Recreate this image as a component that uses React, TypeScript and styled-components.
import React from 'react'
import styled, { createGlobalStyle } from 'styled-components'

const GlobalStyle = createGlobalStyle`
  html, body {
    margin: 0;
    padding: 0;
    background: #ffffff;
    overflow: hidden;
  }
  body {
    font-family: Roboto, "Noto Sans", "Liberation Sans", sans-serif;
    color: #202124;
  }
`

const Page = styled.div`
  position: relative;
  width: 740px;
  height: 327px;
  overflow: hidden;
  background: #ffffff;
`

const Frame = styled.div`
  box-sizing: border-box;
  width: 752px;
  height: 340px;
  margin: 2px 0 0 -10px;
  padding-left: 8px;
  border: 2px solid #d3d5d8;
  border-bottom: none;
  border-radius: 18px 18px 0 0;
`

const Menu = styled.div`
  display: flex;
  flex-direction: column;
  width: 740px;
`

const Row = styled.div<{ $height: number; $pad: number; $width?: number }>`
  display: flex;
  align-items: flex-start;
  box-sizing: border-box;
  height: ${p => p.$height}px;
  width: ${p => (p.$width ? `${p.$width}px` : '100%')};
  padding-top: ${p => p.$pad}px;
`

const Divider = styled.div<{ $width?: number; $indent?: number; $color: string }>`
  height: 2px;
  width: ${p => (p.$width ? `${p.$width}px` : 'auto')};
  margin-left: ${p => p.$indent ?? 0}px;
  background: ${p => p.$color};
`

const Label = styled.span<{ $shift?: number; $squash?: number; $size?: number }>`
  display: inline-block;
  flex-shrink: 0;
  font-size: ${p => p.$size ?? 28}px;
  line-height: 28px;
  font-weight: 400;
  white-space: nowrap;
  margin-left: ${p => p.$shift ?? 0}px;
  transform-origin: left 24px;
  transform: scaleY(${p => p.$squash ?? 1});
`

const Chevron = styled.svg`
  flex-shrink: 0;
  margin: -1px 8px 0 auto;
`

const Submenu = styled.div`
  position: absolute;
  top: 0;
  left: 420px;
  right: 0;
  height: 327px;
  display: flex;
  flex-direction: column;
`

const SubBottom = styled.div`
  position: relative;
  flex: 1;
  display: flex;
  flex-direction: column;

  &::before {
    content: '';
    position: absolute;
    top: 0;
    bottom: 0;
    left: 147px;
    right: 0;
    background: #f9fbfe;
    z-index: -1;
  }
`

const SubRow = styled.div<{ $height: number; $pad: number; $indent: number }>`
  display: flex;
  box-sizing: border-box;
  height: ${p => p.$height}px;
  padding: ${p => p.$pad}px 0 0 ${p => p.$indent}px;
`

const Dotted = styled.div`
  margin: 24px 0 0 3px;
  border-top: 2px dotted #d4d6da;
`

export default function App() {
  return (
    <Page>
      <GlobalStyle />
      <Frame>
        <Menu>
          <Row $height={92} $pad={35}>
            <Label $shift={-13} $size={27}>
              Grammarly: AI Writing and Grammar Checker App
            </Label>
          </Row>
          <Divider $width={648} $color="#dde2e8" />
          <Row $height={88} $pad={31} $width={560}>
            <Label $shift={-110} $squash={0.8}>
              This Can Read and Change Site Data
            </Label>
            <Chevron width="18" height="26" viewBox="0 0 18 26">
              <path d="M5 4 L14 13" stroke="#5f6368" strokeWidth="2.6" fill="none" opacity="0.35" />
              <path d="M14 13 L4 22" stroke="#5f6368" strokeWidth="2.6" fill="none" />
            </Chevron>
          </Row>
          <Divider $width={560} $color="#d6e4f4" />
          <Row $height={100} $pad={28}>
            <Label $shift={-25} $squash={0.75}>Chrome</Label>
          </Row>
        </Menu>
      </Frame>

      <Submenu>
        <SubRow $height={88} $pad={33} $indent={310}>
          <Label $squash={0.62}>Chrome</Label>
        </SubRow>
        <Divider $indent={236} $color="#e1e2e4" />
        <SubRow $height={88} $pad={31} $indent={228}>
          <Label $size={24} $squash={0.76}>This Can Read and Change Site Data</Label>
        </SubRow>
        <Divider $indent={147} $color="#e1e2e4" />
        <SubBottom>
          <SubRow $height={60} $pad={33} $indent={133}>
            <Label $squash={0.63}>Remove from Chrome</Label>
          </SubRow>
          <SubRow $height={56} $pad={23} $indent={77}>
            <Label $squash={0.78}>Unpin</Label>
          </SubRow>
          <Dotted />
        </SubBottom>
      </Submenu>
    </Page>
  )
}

____

- [Aim of the task]
Each line above must be printed exactly as it appears.

- [Problem solution]
Recreate this image as a component that uses React, TypeScript and styled-components.
import React from 'react'
import styled, { createGlobalStyle } from 'styled-components'

const GlobalStyle = createGlobalStyle`
  html, body {
    margin: 0;
    padding: 0;
    background: #ffffff;
    overflow: hidden;
  }
  body {
    font-family: Roboto, "Noto Sans", "Liberation Sans", sans-serif;
    color: #202124;
  }
`

const Page = styled.div`
  position: relative;
  width: 740px;
  height: 327px;
  overflow: hidden;
  background: #ffffff;
`

const Frame = styled.div`
  box-sizing: border-box;
  width: 752px;
  height: 340px;
  margin: 2px 0 0 -10px;
  padding-left: 8px;
  border: 2px solid #d3d5d8;
  border-bottom: none;
  border-radius: 18px 18px 0 0;
`

const Menu = styled.div`
  display: flex;
  flex-direction: column;
  width: 740px;
`

const Row = styled.div<{ $height: number; $pad: number; $width?: number }>`
  display: flex;
  align-items: flex-start;
  box-sizing: border-box;
  height: ${p => p.$height}px;
  width: ${p => (p.$width ? `${p.$width}px` : '100%')};
  padding-top: ${p => p.$pad}px;
`

const Divider = styled.div<{ $width?: number; $indent?: number; $color: string }>`
  height: 2px;
  width: ${p => (p.$width ? `${p.$width}px` : 'auto')};
  margin-left: ${p => p.$indent ?? 0}px;
  background: ${p => p.$color};
`

const Label = styled.span<{ $shift?: number; $squash?: number; $size?: number }>`
  display: inline-block;
  flex-shrink: 0;
  font-size: ${p => p.$size ?? 28}px;
  line-height: 28px;
  font-weight: 400;
  white-space: nowrap;
  margin-left: ${p => p.$shift ?? 0}px;
  transform-origin: left 24px;
  transform: scaleY(${p => p.$squash ?? 1});
`

const Chevron = styled.svg`
  flex-shrink: 0;
  margin: -1px 8px 0 auto;
`

const Submenu = styled.div`
  position: absolute;
  top: 0;
  left: 420px;
  right: 0;
  height: 327px;
  display: flex;
  flex-direction: column;
`

const SubBottom = styled.div`
  position: relative;
  flex: 1;
  display: flex;
  flex-direction: column;

  &::before {
    content: '';
    position: absolute;
    top: 0;
    bottom: 0;
    left: 147px;
    right: 0;
    background: #f9fbfe;
    z-index: -1;
  }
`

const SubRow = styled.div<{ $height: number; $pad: number; $indent: number }>`
  display: flex;
  box-sizing: border-box;
  height: ${p => p.$height}px;
  padding: ${p => p.$pad}px 0 0 ${p => p.$indent}px;
`

const Dotted = styled.div`
  margin: 24px 0 0 3px;
  border-top: 2px dotted #d4d6da;
`

export default function App() {
  return (
    <Page>
      <GlobalStyle />
      <Frame>
        <Menu>
          <Row $height={92} $pad={35}>
            <Label $shift={-13} $size={27}>
              Grammarly: AI Writing and Grammar Checker App
            </Label>
          </Row>
          <Divider $width={648} $color="#dde2e8" />
          <Row $height={88} $pad={31} $width={560}>
            <Label $shift={-110} $squash={0.8}>
              This Can Read and Change Site Data
            </Label>
            <Chevron width="18" height="26" viewBox="0 0 18 26">
              <path d="M5 4 L14 13" stroke="#5f6368" strokeWidth="2.6" fill="none" opacity="0.35" />
              <path d="M14 13 L4 22" stroke="#5f6368" strokeWidth="2.6" fill="none" />
            </Chevron>
          </Row>
          <Divider $width={560} $color="#d6e4f4" />
          <Row $height={100} $pad={28}>
            <Label $shift={-25} $squash={0.75}>Chrome</Label>
          </Row>
        </Menu>
      </Frame>

      <Submenu>
        <SubRow $height={88} $pad={33} $indent={310}>
          <Label $squash={0.62}>Chrome</Label>
        </SubRow>
        <Divider $indent={236} $color="#e1e2e4" />
        <SubRow $height={88} $pad={31} $indent={228}>
          <Label $size={24} $squash={0.76}>This Can Read and Change Site Data</Label>
        </SubRow>
        <Divider $indent={147} $color="#e1e2e4" />
        <SubBottom>
          <SubRow $height={60} $pad={33} $indent={133}>
            <Label $squash={0.63}>Remove from Chrome</Label>
          </SubRow>
          <SubRow $height={56} $pad={23} $indent={77}>
            <Label $squash={0.78}>Unpin</Label>
          </SubRow>
          <Dotted />
        </SubBottom>
      </Submenu>
    </Page>
  )
}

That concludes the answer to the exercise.